Coalition warplanes struck 30 militant positions during the ground offensive, including three Humvees, three pick-up trucks and suicide car bomb, the security council said.
There was no immediate independent confirmation of the details of the report or comment from the coalition forces.
The Kurds took full control of Kirkuk last summer when Iraqi soldiers abandoned their bases in and around the city as Islamic State militants overran around a third of the country.
The peshmerga, who gained battlefield experience fighting Saddam Hussein's forces when the autocrat was in power, are seen by the United States and its coalition partners as a vital deterrent against Islamic State, which wants to redraw the map of the Middle East.
Iraq's army is regarded as ineffective and corrupt, and depends heavily on Iranian-backed Shi'ite militias in its efforts to contain Islamic State.
Kurdish leaders say they will never give up the ethnically mixed city, which sits outside the formal boundary of their region on some of Iraq's largest oil reserves, but to which they, as well as Turkmen and Arabs, lay claim.

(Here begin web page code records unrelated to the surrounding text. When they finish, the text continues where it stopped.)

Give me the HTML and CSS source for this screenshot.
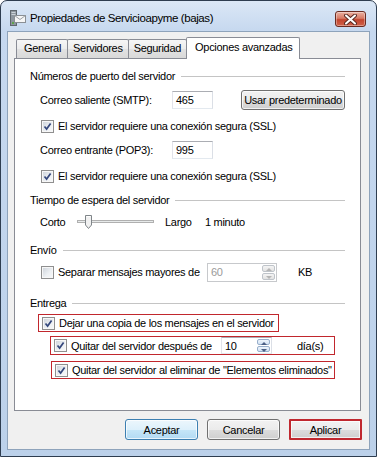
FILE: index.html
```html
<!DOCTYPE html>
<html lang="es">
<head>
  <meta charset="UTF-8" />
  <title>Propiedades de Servicioapyme (bajas)</title>
  <link rel="stylesheet" href="styles.css">
</head>
<body>

  <div class="window">
    <div class="titlebar">
      <svg class="app-icon" width="16" height="17" viewBox="0 0 16 17">
        <rect x="0.5" y="0.5" width="6" height="15" fill="#8d969e" stroke="#5f676e"/>
        <rect x="1.5" y="2" width="4" height="1" fill="#c9d0d6"/>
        <rect x="1.5" y="4" width="4" height="1" fill="#c9d0d6"/>
        <rect x="2" y="12" width="2" height="2" fill="#5fa34a"/>
        <rect x="4.5" y="5.5" width="11" height="7" fill="#f6f6f6" stroke="#8a8f94"/>
        <path d="M4.5 5.5 L10 9.5 L15.5 5.5" fill="none" stroke="#9aa0a6"/>
      </svg>
      <span class="title">Propiedades de Servicioapyme (bajas)</span>
      <div class="close-btn">
        <svg width="13" height="11" viewBox="0 0 13 11">
          <path d="M2 1.5 L11 9.5 M11 1.5 L2 9.5" stroke="#5b2b23" stroke-width="4" stroke-linecap="round"/>
          <path d="M2 1.5 L11 9.5 M11 1.5 L2 9.5" stroke="#ffffff" stroke-width="2" stroke-linecap="round"/>
        </svg>
      </div>
    </div>

    <div class="client">
      <div class="tabs">
        <div class="tab">General</div>
        <div class="tab">Servidores</div>
        <div class="tab">Seguridad</div>
        <div class="tab active">Opciones avanzadas</div>
      </div>

      <div class="panel">
        <!-- Números de puerto -->
        <div class="group-title first">Números de puerto del servidor</div>

        <div class="field-row smtp-row">
          <span class="port-label">Correo saliente (SMTP):</span>
          <span class="textbox port">465</span>
          <span class="btn default-btn">Usar predeterminado</span>
        </div>

        <div class="check-row ssl-1">
          <span class="cb checked"><svg viewBox="0 0 9 9"><path d="M1.5 4.5 L3.6 7 L7.6 1.5" /></svg></span>
          <span>El servidor requiere una conexión segura (SSL)</span>
        </div>

        <div class="field-row pop-row">
          <span class="port-label">Correo entrante (POP3):</span>
          <span class="textbox port">995</span>
        </div>

        <div class="check-row ssl-2">
          <span class="cb checked"><svg viewBox="0 0 9 9"><path d="M1.5 4.5 L3.6 7 L7.6 1.5" /></svg></span>
          <span>El servidor requiere una conexión segura (SSL)</span>
        </div>

        <!-- Tiempo de espera -->
        <div class="group-title timeout-title">Tiempo de espera del servidor</div>

        <div class="field-row slider-row">
          <span class="slider-label">Corto</span>
          <svg class="slider" width="77" height="16" viewBox="0 0 77 16">
            <rect x="0.5" y="6.5" width="76" height="2" fill="#e7eaea" stroke="#b0b0b0"/>
            <path d="M8.5 1.5 H14.5 V11 L11.5 14.5 L8.5 11 Z" fill="#f1f1f1" stroke="#7f8589"/>
            <path d="M9.5 2.5 H13.5" stroke="#ffffff"/>
          </svg>
          <span class="slider-end">Largo</span>
          <span>1 minuto</span>
        </div>

        <!-- Envío -->
        <div class="group-title send-title">Envío</div>

        <div class="field-row split-row">
          <div class="check-row split-check">
            <span class="cb"></span>
            <span>Separar mensajes mayores de</span>
          </div>
          <div class="spinner disabled">
            <span class="spin-value">60</span>
            <span class="spin-buttons">
              <span class="spin-up"></span>
              <span class="spin-down"></span>
            </span>
          </div>
          <span class="unit">KB</span>
        </div>

        <!-- Entrega -->
        <div class="group-title deliver-title">Entrega</div>

        <div class="mark keep-copy">
          <div class="check-row">
            <span class="cb checked"><svg viewBox="0 0 9 9"><path d="M1.5 4.5 L3.6 7 L7.6 1.5" /></svg></span>
            <span>Dejar una copia de los mensajes en el servidor</span>
          </div>
        </div>

        <div class="mark remove-after">
          <div class="check-row">
            <span class="cb checked"><svg viewBox="0 0 9 9"><path d="M1.5 4.5 L3.6 7 L7.6 1.5" /></svg></span>
            <span class="remove-label">Quitar del servidor después de</span>
          </div>
          <div class="spinner days">
            <span class="spin-value">10</span>
            <span class="spin-buttons">
              <span class="spin-up"></span>
              <span class="spin-down"></span>
            </span>
          </div>
          <span class="unit">día(s)</span>
        </div>

        <div class="mark remove-deleted">
          <div class="check-row">
            <span class="cb checked"><svg viewBox="0 0 9 9"><path d="M1.5 4.5 L3.6 7 L7.6 1.5" /></svg></span>
            <span>Quitar del servidor al eliminar de "Elementos eliminados"</span>
          </div>
        </div>
      </div>

      <div class="buttons">
        <span class="btn dialog-btn ok">Aceptar</span>
        <span class="btn dialog-btn">Cancelar</span>
        <span class="btn dialog-btn apply">Aplicar</span>
      </div>
    </div>
  </div>

</body>
</html>
```

FILE: styles.css
```css
* {
  box-sizing: border-box;
}

body {
  margin: 0;
  background-color: #ffffff;
  font-family: "Liberation Sans", Arial, sans-serif;
  font-size: 11px;
  letter-spacing: -0.3px;
  line-height: 14px;
  color: #000;
  white-space: nowrap;
}

.window {
  width: 377px;
  height: 457px;
  display: flex;
  flex-direction: column;
  border: 1px solid #2e3d50;
  border-radius: 7px 7px 0 0;
  background: linear-gradient(#dbe7f6, #c6d8ef 30px, #bcd1ea);
}

/* title bar */

.titlebar {
  height: 30px;
  display: flex;
  align-items: center;
  padding: 4px 9px 0 9px;
}

.app-icon {
  flex: none;
  margin-top: 1px;
}

.title {
  margin-left: 4px;
  font-size: 11.5px;
  letter-spacing: -0.4px;
  color: #000;
}

.close-btn {
  margin-left: auto;
  align-self: flex-start;
  margin-top: 6px;
  margin-right: 1px;
  width: 31px;
  height: 16px;
  display: flex;
  align-items: center;
  justify-content: center;
  border: 1px solid #6a2a20;
  border-radius: 3px;
  background: linear-gradient(#eab1a2, #d77a65 45%, #c2442e 55%, #d0624a);
  box-shadow: inset 0 0 0 1px rgba(255,255,255,0.35);
}

/* client area */

.client {
  flex: 1;
  margin: 0 6px 6px 6px;
  padding: 5px 8px 0 6px;
  background-color: #f0f0f0;
  border: 1px solid #8ea3bb;
}

.tabs {
  height: 22px;
  display: flex;
  align-items: flex-end;
  margin-left: 2px;
}

.tab {
  height: 19px;
  margin-bottom: 1px;
  margin-right: -1px;
  padding: 0 5px;
  line-height: 17px;
  border: 1px solid #898c95;
  border-bottom: none;
  border-radius: 2px 2px 0 0;
  background: linear-gradient(#f6f6f6, #ececec 50%, #e2e2e2 51%, #d9d9d9);
}

.tab:first-child {
  padding: 0 6px 0 7px;
}

.tab.active {
  height: 22px;
  margin-bottom: 0;
  padding: 0 7px 0 8px;
  line-height: 18px;
  background: #ffffff;
  position: relative;
  z-index: 1;
}

.panel {
  height: 353px;
  margin-top: -1px;
  padding: 0 15px;
  background-color: #ffffff;
  border: 1px solid #898c95;
}

/* group headers */

.group-title {
  height: 14px;
  display: flex;
  align-items: center;
  gap: 6px;
}

.group-title::after {
  content: "";
  flex: 1;
  height: 1px;
  margin-top: 1px;
  background-color: #c4c4c4;
}

.group-title.first { margin-top: 10px; }
.group-title.timeout-title { margin-top: 10px; }
.group-title.send-title { margin-top: 11px; }
.group-title.deliver-title { margin-top: 14px; }

/* rows */

.field-row {
  height: 20px;
  display: flex;
  align-items: center;
  padding-left: 10px;
}

.smtp-row { margin-top: 7px; }
.pop-row { margin-top: 7px; }
.slider-row { margin-top: 5px; }
.split-row { margin-top: 5px; }

.check-row {
  height: 14px;
  display: flex;
  align-items: center;
  gap: 4px;
}

.ssl-1 { margin-top: 9px; padding-left: 11px; }
.ssl-2 { margin-top: 9px; padding-left: 11px; }

.port-label {
  width: 132px;
}

.textbox {
  height: 18px;
  padding: 0 3px;
  line-height: 16px;
  border: 1px solid #abadb3;
  border-left-color: #e2e3ea;
  border-right-color: #dbdfe6;
  border-bottom-color: #e3e9ef;
  background-color: #fff;
}

.port {
  width: 41px;
}

/* buttons */

.btn {
  display: flex;
  align-items: center;
  justify-content: center;
  border: 1px solid #707070;
  border-radius: 3px;
  background: linear-gradient(#f2f2f2, #ebebeb 50%, #dddddd 51%, #cfcfcf);
  box-shadow: inset 0 0 0 1px rgba(255,255,255,0.7);
}

.default-btn {
  width: 104px;
  height: 20px;
  margin-left: auto;
}

.buttons {
  display: flex;
  justify-content: flex-end;
  gap: 9px;
  margin-top: 8px;
  margin-right: -1px;
}

.dialog-btn {
  width: 73px;
  height: 21px;
}

.dialog-btn.ok {
  border-color: #3c7fb1;
  background: linear-gradient(#ecf6fc, #ddf0fb 50%, #c6e6f8 51%, #b2daf3);
}

.dialog-btn.apply {
  border: 2px solid #c0282f;
  border-radius: 1px;
}

/* checkbox */

.cb {
  flex: none;
  width: 13px;
  height: 13px;
  padding: 1px;
  border: 1px solid #8f8f8f;
  background: linear-gradient(135deg, #cbd1d8, #eef1f4 60%, #f8f8f8);
  box-shadow: inset 0 0 0 1px #f7f7f7;
}

.cb svg {
  display: block;
  width: 9px;
  height: 9px;
}

.cb svg path {
  fill: none;
  stroke: #34477c;
  stroke-width: 1.7;
}

/* slider */

.slider-label {
  width: 37px;
}

.slider {
  flex: none;
}

.slider-end {
  width: 40px;
  margin-left: 11px;
}

/* spinners */

.split-check {
  width: 167px;
  padding-left: 1px;
}

.spinner {
  height: 19px;
  display: flex;
  border: 1px solid #abadb3;
  border-left-color: #e2e3ea;
  border-bottom-color: #e3e9ef;
  border-right-color: #dbdfe6;
  background-color: #fff;
}

.spinner.disabled {
  width: 70px;
  border-color: #c7c9cc;
  color: #9a9a9a;
}

.spin-value {
  flex: 1;
  padding-left: 3px;
  line-height: 17px;
}

.spin-buttons {
  width: 14px;
  display: flex;
  flex-direction: column;
  padding: 1px 1px 1px 0;
  gap: 1px;
}

.spin-up,
.spin-down {
  flex: 1;
  position: relative;
  border: 1px solid #bfc4ca;
  border-radius: 2px;
  background: linear-gradient(#f4f4f4, #e3e3e3);
}

.spin-up::after,
.spin-down::after {
  content: "";
  position: absolute;
  left: 3px;
  top: 2px;
  border-left: 3px solid transparent;
  border-right: 3px solid transparent;
}

.spin-up::after {
  border-bottom: 3px solid #b5b5b5;
}

.spin-down::after {
  border-top: 3px solid #b5b5b5;
}

.days .spin-up,
.days .spin-down {
  border-color: #97aecb;
  background: linear-gradient(#eef5fc, #d3e2f3);
}

.days .spin-up::after {
  border-bottom-color: #4b5f84;
}

.days .spin-down::after {
  border-top-color: #4b5f84;
}

.split-row .unit {
  margin-left: 21px;
}

/* highlighted options */

.mark {
  display: flex;
  align-items: center;
  border: 1px solid #c1272d;
}

.keep-copy {
  width: 241px;
  height: 18px;
  margin-top: 4px;
  margin-left: 8px;
  padding-left: 3px;
}

.remove-after {
  width: 285px;
  height: 19px;
  margin-top: 4px;
  margin-left: 20px;
  padding-left: 3px;
}

.remove-label {
  width: 150px;
}

.spinner.days {
  width: 51px;
  height: 17px;
}

.remove-after .unit {
  margin-left: 25px;
}

.remove-deleted {
  width: 284px;
  height: 18px;
  margin-top: 6px;
  margin-left: 21px;
  padding-left: 3px;
}
```
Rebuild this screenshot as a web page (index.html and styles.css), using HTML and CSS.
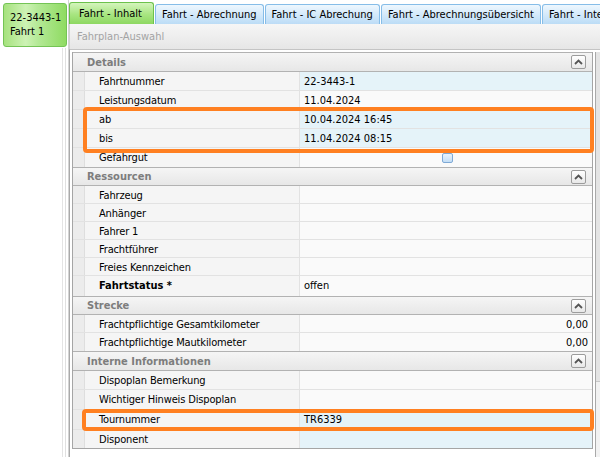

The peshmerga have been widening a buffer around Kirkuk city in a series of offensives in recent months.
Apart from the gains around Kirkuk, the frontline between peshmerga and Islamic State has hardly moved for months.
Islamic State has not been able to take ground from the peshmerga since the U.S.-led coalition started bombing the insurgents.
The Kurds already control most of the territory they claim as their own, and have little incentive to push further into predominantly Arab towns and villages, except where they pose a direct threat to their region.